Anyone exploring modern AI systems will eventually encounter a concept that has quietly moved into the spotlight: open-weight models. These are AI systems where the trained model weights—the core parameters that define behavior—are publicly accessible. In contrast, proprietary AI keeps these elements hidden, offering access only through controlled APIs.
At first, this may sound like a technical distinction. In reality, it shapes fundamental strategic decisions: who controls the technology, who controls the costs, and who controls the data.
Open-weight models have gained significant traction because they allow organizations not just to use AI, but to operate it. This changes the entire equation. Instead of relying on external APIs and adapting to vendor ecosystems, companies can deploy models within their own infrastructure. This reduces dependency and opens up a level of flexibility that traditional platforms rarely offer.
The difference becomes especially relevant when dealing with sensitive data. Proprietary AI often requires sending information to external systems. Even with strong security guarantees, this introduces a degree of dependency and perceived risk. Open-weight models, on the other hand, allow full data control. For many organizations, this is not a minor detail—it is a decisive factor.
However, this flexibility comes at a cost. Open-weight models require infrastructure, optimization, monitoring, and ongoing maintenance. Hardware considerations, inference efficiency, and system reliability become part of the responsibility. This is precisely where proprietary AI still excels: it abstracts away much of this complexity and allows teams to focus on outcomes rather than operations.
Performance is another area where perceptions are shifting. Proprietary models have long been seen as clearly superior. That gap is narrowing. Open-weight models are reaching a level that is sufficient for a wide range of real-world applications. The key difference is not just raw performance, but adaptability. Open models can be fine-tuned and aligned to specific industries, workflows, or even individual business contexts.

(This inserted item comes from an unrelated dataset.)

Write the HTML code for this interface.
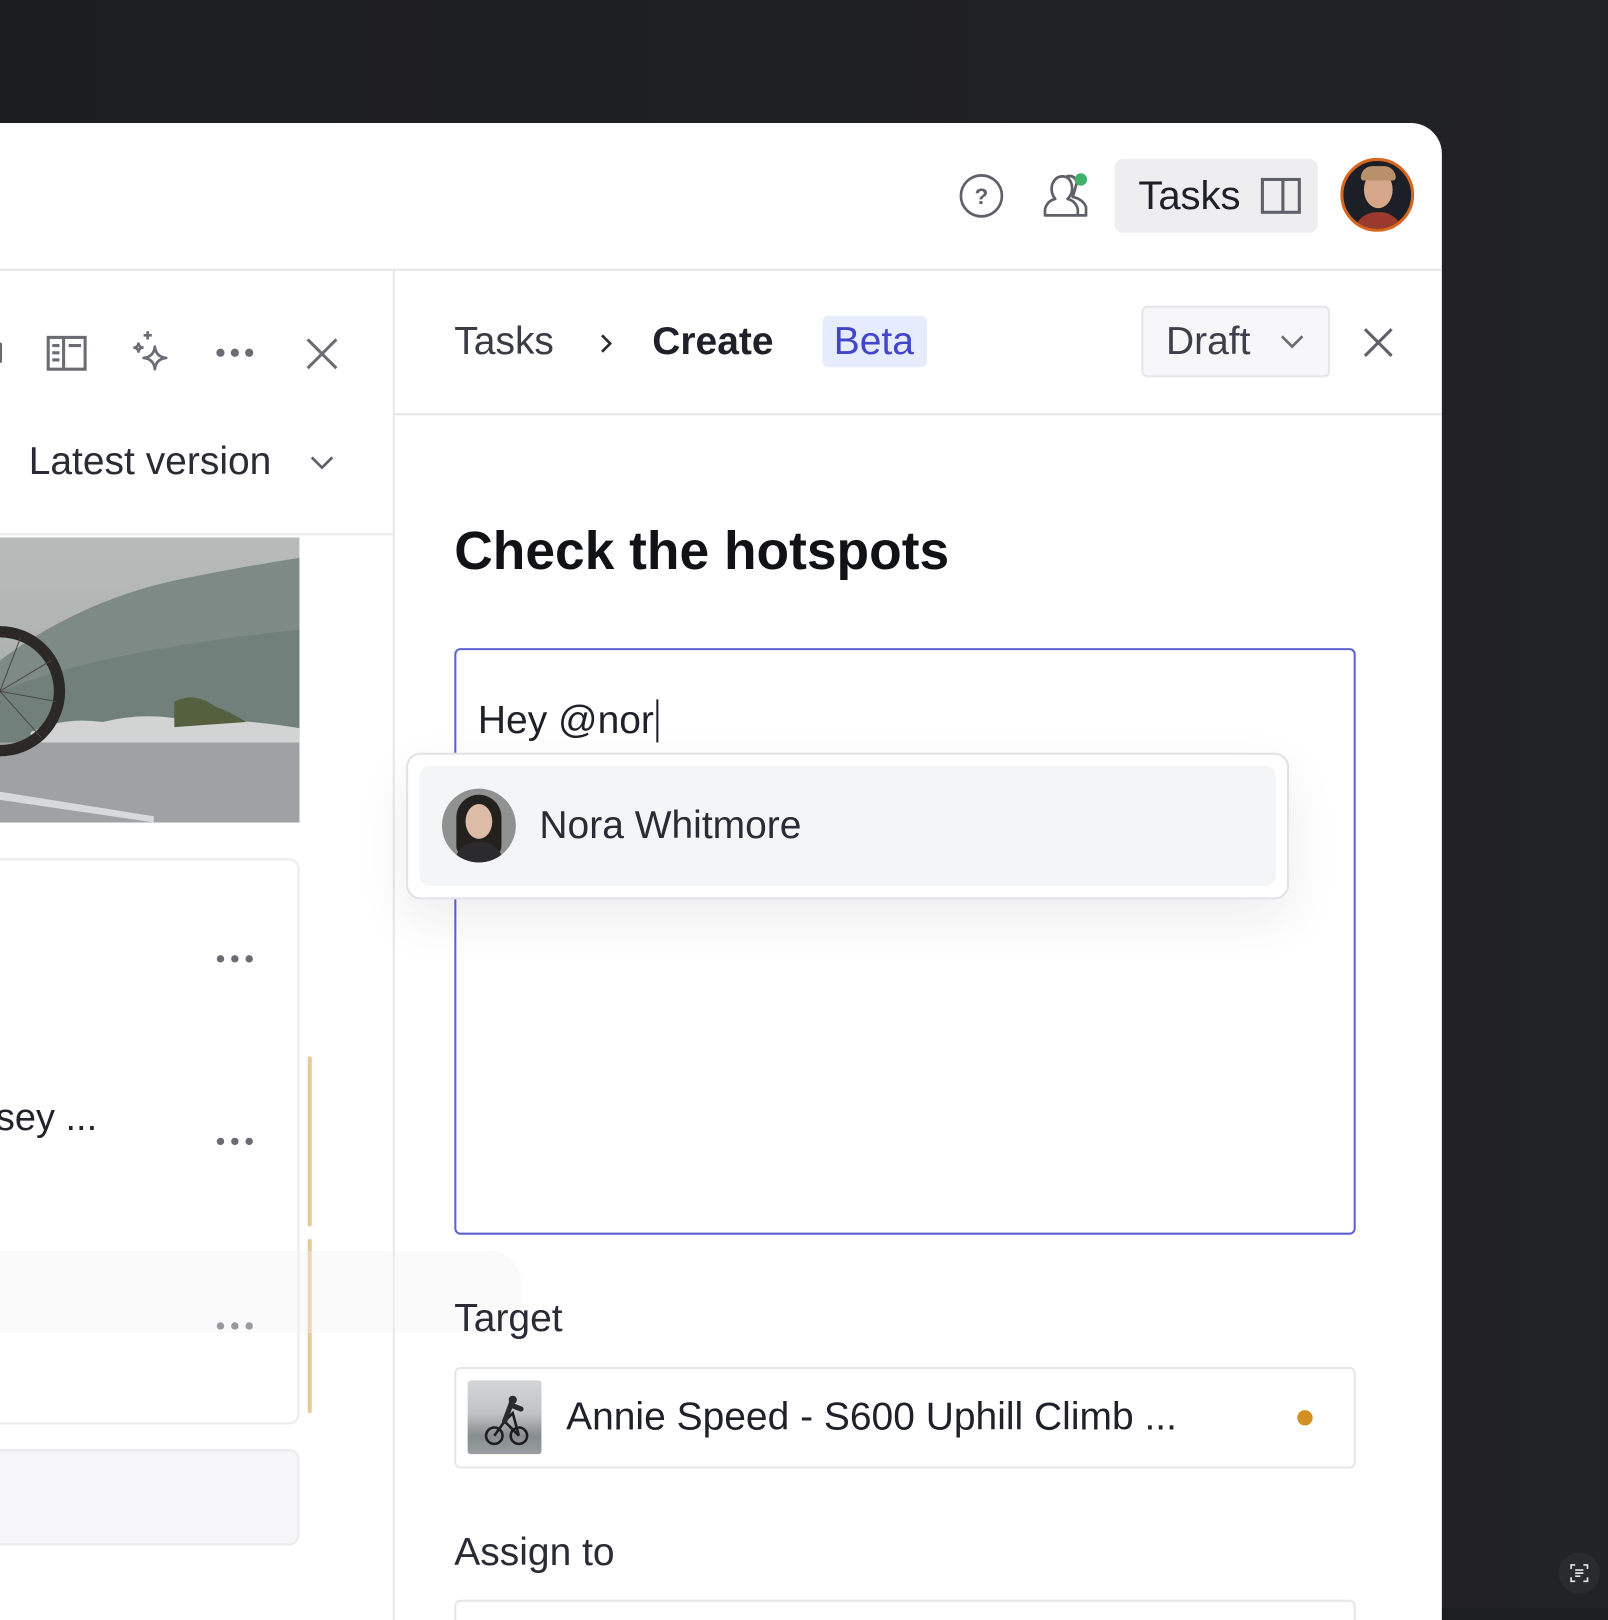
<!DOCTYPE html>
<html><head><meta charset="utf-8">
<style>
*{box-sizing:border-box;margin:0;padding:0}
html,body{width:1608px;height:1608px;overflow:hidden;background:#1d1e22}
body{font-family:"Liberation Sans",sans-serif}
#s{position:absolute;left:0;top:0;width:1568px;height:1568px;transform:scale(1.02551);transform-origin:0 0;background:linear-gradient(90deg,#1c1d21 0%,#222327 100%)}
.win{position:absolute;left:0;top:120px;width:1406px;height:1460px;background:#fff;border-top-right-radius:30px;overflow:hidden}
.abs{position:absolute}
.t{position:absolute;white-space:nowrap;line-height:1}
.ic{position:absolute}
</style></head><body><div id="s">
<div class="win">
  <div class="abs" style="left:0;top:142px;width:1406px;height:2px;background:#e6e6e9"></div>
  <svg class="ic" style="left:934px;top:48px" width="46" height="46" viewBox="0 0 46 46"><circle cx="23" cy="23" r="20" fill="none" stroke="#5f6069" stroke-width="2.6"/><text x="23" y="31" text-anchor="middle" font-family="Liberation Sans" font-weight="bold" font-size="22" fill="#5f6069">?</text></svg>
  <svg class="ic" style="left:1014px;top:46px" width="52" height="50" viewBox="0 0 52 50"><path d="M5 44 L5 38 Q7 30 15 28 Q10 22 12 14 Q15 6 22 6 Q29 6 31 14 Q33 22 27 28 Q35 30 37 38 L37 44 Z" fill="none" stroke="#5f6069" stroke-width="2.6" stroke-linejoin="round"/><path d="M26 6 Q34 4 36 12 Q34 20 32 26 Q42 28 45 36 L45 44 L37 44" fill="none" stroke="#5f6069" stroke-width="2.6" stroke-linejoin="round"/><circle cx="40" cy="9" r="6" fill="#3fb16a"/></svg>
  <div class="abs" style="left:1087px;top:35px;width:198px;height:72px;background:#eeeef1;border-radius:8px"></div>
  <div class="t" style="left:1110px;top:52px;font-size:39px;color:#1f2029">Tasks</div>
  <svg class="ic" style="left:1229px;top:53px" width="40" height="36" viewBox="0 0 40 36"><rect x="2" y="2" width="36" height="32" fill="none" stroke="#5f6069" stroke-width="3"/><line x1="22" y1="2" x2="22" y2="34" stroke="#5f6069" stroke-width="3"/></svg>
  <div class="abs" style="left:1307px;top:34px;width:72px;height:72px;border-radius:50%;border:3px solid #d8661f;background:#1c2026;overflow:hidden">
    <div class="abs" style="left:20px;top:10px;width:28px;height:36px;border-radius:50%;background:#d6a68a"></div>
    <div class="abs" style="left:17px;top:5px;width:34px;height:14px;border-radius:16px 16px 4px 4px;background:#b9906a"></div>
    <div class="abs" style="left:10px;top:50px;width:48px;height:24px;border-radius:22px 22px 0 0;background:#9a3a2e"></div>
  </div>

  <div class="abs" style="left:383px;top:142px;width:2px;height:1320px;background:#e8e8eb"></div>
  <div class="abs" style="left:0;top:400px;width:384px;height:2px;background:#e8e8eb"></div>
  <div class="abs" style="left:-4px;top:214px;width:6px;height:20px;background:#6a6b73;border-radius:2px"></div>
  <svg class="ic" style="left:45px;top:207px" width="40" height="36" viewBox="0 0 40 36"><rect x="2" y="2" width="36" height="31" fill="none" stroke="#6a6b73" stroke-width="3"/><line x1="17" y1="2" x2="17" y2="33" stroke="#6a6b73" stroke-width="3"/><line x1="6" y1="10" x2="13" y2="10" stroke="#6a6b73" stroke-width="3"/><line x1="6" y1="17" x2="13" y2="17" stroke="#6a6b73" stroke-width="3"/><line x1="6" y1="24" x2="13" y2="24" stroke="#6a6b73" stroke-width="3"/><line x1="22" y1="10" x2="34" y2="10" stroke="#6a6b73" stroke-width="3"/></svg>
  <svg class="ic" style="left:124px;top:200px" width="48" height="48" viewBox="0 0 48 48"><path d="M27 18 Q28 28 38 29 Q28 30 27 40 Q26 30 16 29 Q26 28 27 18Z" fill="none" stroke="#6a6b73" stroke-width="2.6" stroke-linejoin="round"/><path d="M11 14 Q11 19 16 19 Q11 19 11 24 Q11 19 6 19 Q11 19 11 14Z" fill="none" stroke="#6a6b73" stroke-width="2.4"/><path d="M20 3 L20 11 M16 7 L24 7" stroke="#6a6b73" stroke-width="2.6"/></svg>
  <svg class="ic" style="left:208px;top:214px" width="42" height="20" viewBox="0 0 42 20"><circle cx="7" cy="10" r="4" fill="#6a6b73"/><circle cx="21" cy="10" r="4" fill="#6a6b73"/><circle cx="35" cy="10" r="4" fill="#6a6b73"/></svg>
  <svg class="ic" style="left:297px;top:208px" width="34" height="34" viewBox="0 0 34 34"><path d="M3 3L31 31M31 3L3 31" stroke="#6a6b73" stroke-width="3"/></svg>
  <div class="t" style="left:28px;top:311px;font-size:38px;color:#2a2b35">Latest version</div>
  <svg class="ic" style="left:301px;top:322px" width="26" height="18" viewBox="0 0 26 18"><path d="M3 4L13 14L23 4" fill="none" stroke="#5f6069" stroke-width="2.6"/></svg>
  <svg class="ic" style="left:0;top:404px" width="292" height="278" viewBox="0 0 292 278">
    <defs><linearGradient id="sk" x1="0" y1="0" x2="0" y2="1"><stop offset="0" stop-color="#b8bbba"/><stop offset="1" stop-color="#a1a7a5"/></linearGradient></defs>
    <rect width="292" height="278" fill="url(#sk)"/>
    <path d="M0 120 Q80 60 180 40 Q240 28 292 20 L292 200 L0 200Z" fill="#7d8a85"/>
    <path d="M0 150 Q100 110 292 90 L292 200 L0 200Z" fill="#6e7c76" opacity=".7"/>
    <path d="M30 190 Q60 175 100 180 Q140 170 180 178 Q230 176 292 186 L292 205 L30 205Z" fill="#d2d4d3"/>
    <path d="M170 160 Q190 150 210 165 Q225 170 240 180 L170 185Z" fill="#55603f"/>
    <rect x="0" y="200" width="292" height="78" fill="#9ea2a5"/>
    <path d="M0 248 L150 272 L150 278 L0 256Z" fill="#d7d9da"/>
    <circle cx="0" cy="150" r="58" fill="none" stroke="#2b2826" stroke-width="11"/>
    <g stroke="#4a4846" stroke-width="1"><path d="M0 150L50 120M0 150L55 160M0 150L40 195M0 150L20 98"/></g>
  </svg>
  <div class="abs" style="left:-10px;top:717px;width:302px;height:552px;border:2px solid #ebebee;border-radius:10px"></div>
  <div class="abs" style="left:-10px;top:1293px;width:302px;height:94px;border:2px solid #ebebee;border-radius:10px;background:#f6f6f8"></div>
  <svg class="ic" style="left:208px;top:805px" width="42" height="20" viewBox="0 0 42 20"><circle cx="7" cy="10" r="3.6" fill="#6a6b73"/><circle cx="21" cy="10" r="3.6" fill="#6a6b73"/><circle cx="35" cy="10" r="3.6" fill="#6a6b73"/></svg>
  <svg class="ic" style="left:208px;top:983px" width="42" height="20" viewBox="0 0 42 20"><circle cx="7" cy="10" r="3.6" fill="#6a6b73"/><circle cx="21" cy="10" r="3.6" fill="#6a6b73"/><circle cx="35" cy="10" r="3.6" fill="#6a6b73"/></svg>
  <svg class="ic" style="left:208px;top:1163px" width="42" height="20" viewBox="0 0 42 20"><circle cx="7" cy="10" r="3.6" fill="#6a6b73"/><circle cx="21" cy="10" r="3.6" fill="#6a6b73"/><circle cx="35" cy="10" r="3.6" fill="#6a6b73"/></svg>
  <div class="t" style="left:-4px;top:951px;font-size:37px;color:#22232b">sey ...</div>
  <div class="abs" style="left:300px;top:910px;width:4px;height:166px;background:#e8c998;border-radius:2px"></div>
  <div class="abs" style="left:300px;top:1088px;width:4px;height:170px;background:#e8c998;border-radius:2px"></div>
  <div class="abs" style="left:0;top:1100px;width:508px;height:80px;background:rgba(240,240,243,.35);border-radius:0 30px 30px 0"></div>

  <div class="abs" style="left:385px;top:283px;width:1021px;height:2px;background:#e6e6e9"></div>
  <div class="t" style="left:443px;top:194px;font-size:38px;color:#3a3b45">Tasks</div>
  <svg class="ic" style="left:583px;top:204px" width="16" height="22" viewBox="0 0 16 22"><path d="M4 3L12 11L4 19" fill="none" stroke="#2a2b35" stroke-width="2.6"/></svg>
  <div class="t" style="left:636px;top:194px;font-size:38px;font-weight:bold;color:#1f2029">Create</div>
  <div class="abs" style="left:802px;top:188px;width:102px;height:50px;background:#e6ebfd;border-radius:6px"></div>
  <div class="t" style="left:813px;top:194px;font-size:38px;color:#4045c9">Beta</div>
  <div class="abs" style="left:1113px;top:178px;width:184px;height:70px;border:2px solid #e6e6ea;border-radius:6px;background:#f7f7f9"></div>
  <div class="t" style="left:1137px;top:194px;font-size:38px;color:#3e3f4a">Draft</div>
  <svg class="ic" style="left:1247px;top:204px" width="26" height="18" viewBox="0 0 26 18"><path d="M3 4L13 14L23 4" fill="none" stroke="#6a6b73" stroke-width="2.6"/></svg>
  <svg class="ic" style="left:1328px;top:198px" width="32" height="32" viewBox="0 0 32 32"><path d="M3 3L29 29M29 3L3 29" stroke="#5f6069" stroke-width="3"/></svg>

  <div class="t" style="left:443px;top:392px;font-size:52px;font-weight:bold;color:#111216">Check the hotspots</div>

  <div class="abs" style="left:443px;top:512px;width:879px;height:572px;border:2.5px solid #5d62d2;border-radius:6px"></div>
  <div class="t" style="left:466px;top:564px;font-size:38px;color:#1f2029">Hey @nor</div>
  <div class="abs" style="left:640px;top:562px;width:2px;height:42px;background:#1f2029"></div>

  <div class="abs" style="left:396px;top:614px;width:861px;height:143px;background:#fff;border:2px solid #e2e2e6;border-radius:14px;box-shadow:0 20px 50px rgba(30,30,50,.08)"></div>
  <div class="abs" style="left:409px;top:627px;width:835px;height:117px;background:#f4f5f7;border-radius:10px"></div>
  <div class="abs" style="left:431px;top:649px;width:72px;height:72px;border-radius:50%;background:#8f9290;overflow:hidden">
    <div class="abs" style="left:14px;top:6px;width:44px;height:60px;border-radius:22px 22px 10px 10px;background:#24201d"></div>
    <div class="abs" style="left:23px;top:15px;width:26px;height:34px;border-radius:50%;background:#dcbca6"></div>
    <div class="abs" style="left:12px;top:52px;width:48px;height:22px;border-radius:22px 22px 0 0;background:#2b2b2d"></div>
  </div>
  <div class="t" style="left:526px;top:666px;font-size:38px;color:#2a2b35">Nora Whitmore</div>

  <div class="t" style="left:443px;top:1147px;font-size:38px;color:#2a2b35">Target</div>
  <div class="abs" style="left:443px;top:1213px;width:879px;height:99px;border:2px solid #e6e6ea;border-radius:6px"></div>
  <div class="abs" style="left:456px;top:1226px;width:72px;height:72px;border-radius:3px;background:linear-gradient(180deg,#d4d5d6 0%,#c0c3c5 45%,#878c90 75%,#9a9ea1 100%)"></div>
  <svg class="ic" style="left:470px;top:1236px" width="50" height="56" viewBox="0 0 50 56"><circle cx="12" cy="44" r="8" fill="none" stroke="#1d1d1f" stroke-width="2.5"/><circle cx="36" cy="44" r="8" fill="none" stroke="#1d1d1f" stroke-width="2.5"/><path d="M12 44L22 30L36 44M22 30L30 22L36 44" fill="none" stroke="#1d1d1f" stroke-width="2.5"/><path d="M22 30L28 14L38 18" fill="none" stroke="#2b2b2d" stroke-width="5" stroke-linecap="round"/><circle cx="30" cy="9" r="4" fill="#2b2b2d"/></svg>
  <div class="t" style="left:552px;top:1243px;font-size:38px;color:#1f2029">Annie Speed - S600 Uphill Climb ...</div>
  <div class="abs" style="left:1265px;top:1255px;width:15px;height:15px;border-radius:50%;background:#d29022"></div>

  <div class="t" style="left:443px;top:1375px;font-size:38px;color:#2a2b35">Assign to</div>
  <div class="abs" style="left:443px;top:1440px;width:879px;height:60px;border:2px solid #e6e6ea;border-radius:6px"></div>
</div>
<div class="abs" style="left:1520px;top:1514px;width:40px;height:40px;border-radius:50%;background:#2a2b2f"></div>
<svg class="ic" style="left:1530px;top:1524px" width="20" height="20" viewBox="0 0 20 20"><path d="M2 6V2H6M14 2H18V6M18 14V18H14M6 18H2V14" fill="none" stroke="#e5e5e7" stroke-width="1.6"/><path d="M6 7H14M6 10H14M6 13H11" stroke="#e5e5e7" stroke-width="1.6"/></svg>
</div></body></html>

From an economic standpoint, the contrast becomes even clearer. Proprietary AI typically has a low barrier to entry—no infrastructure, no setup. But as usage grows, so do the costs, often in unpredictable ways, especially in complex multi-step workflows. Open-weight models invert this dynamic: higher upfront investment, but more predictable long-term operating costs.
This leads many companies to adopt hybrid strategies. Routine or low-risk tasks run through external APIs, while critical or high-volume processes are handled internally. This approach balances speed, cost, and control.
Strategic independence is another key factor. Relying entirely on proprietary systems means outsourcing a part of your core capabilities. Open-weight models provide a form of insurance, ensuring that organizations retain the ability to adapt and evolve independently of vendor roadmaps.
The market itself is becoming more nuanced. It is no longer a simple binary between open and closed systems. Instead, we see layered approaches: partially open models, restricted licenses, and managed open-source offerings. For businesses, this increases complexity—but also expands the range of viable strategies.
Ultimately, the decision is not ideological. It is operational. Companies need to evaluate where control is essential and where convenience is sufficient. Open-weight models are not a replacement for proprietary AI—they are a complementary option. Their real value lies in providing choice, and in enabling organizations to make more deliberate, strategic decisions about how they use AI.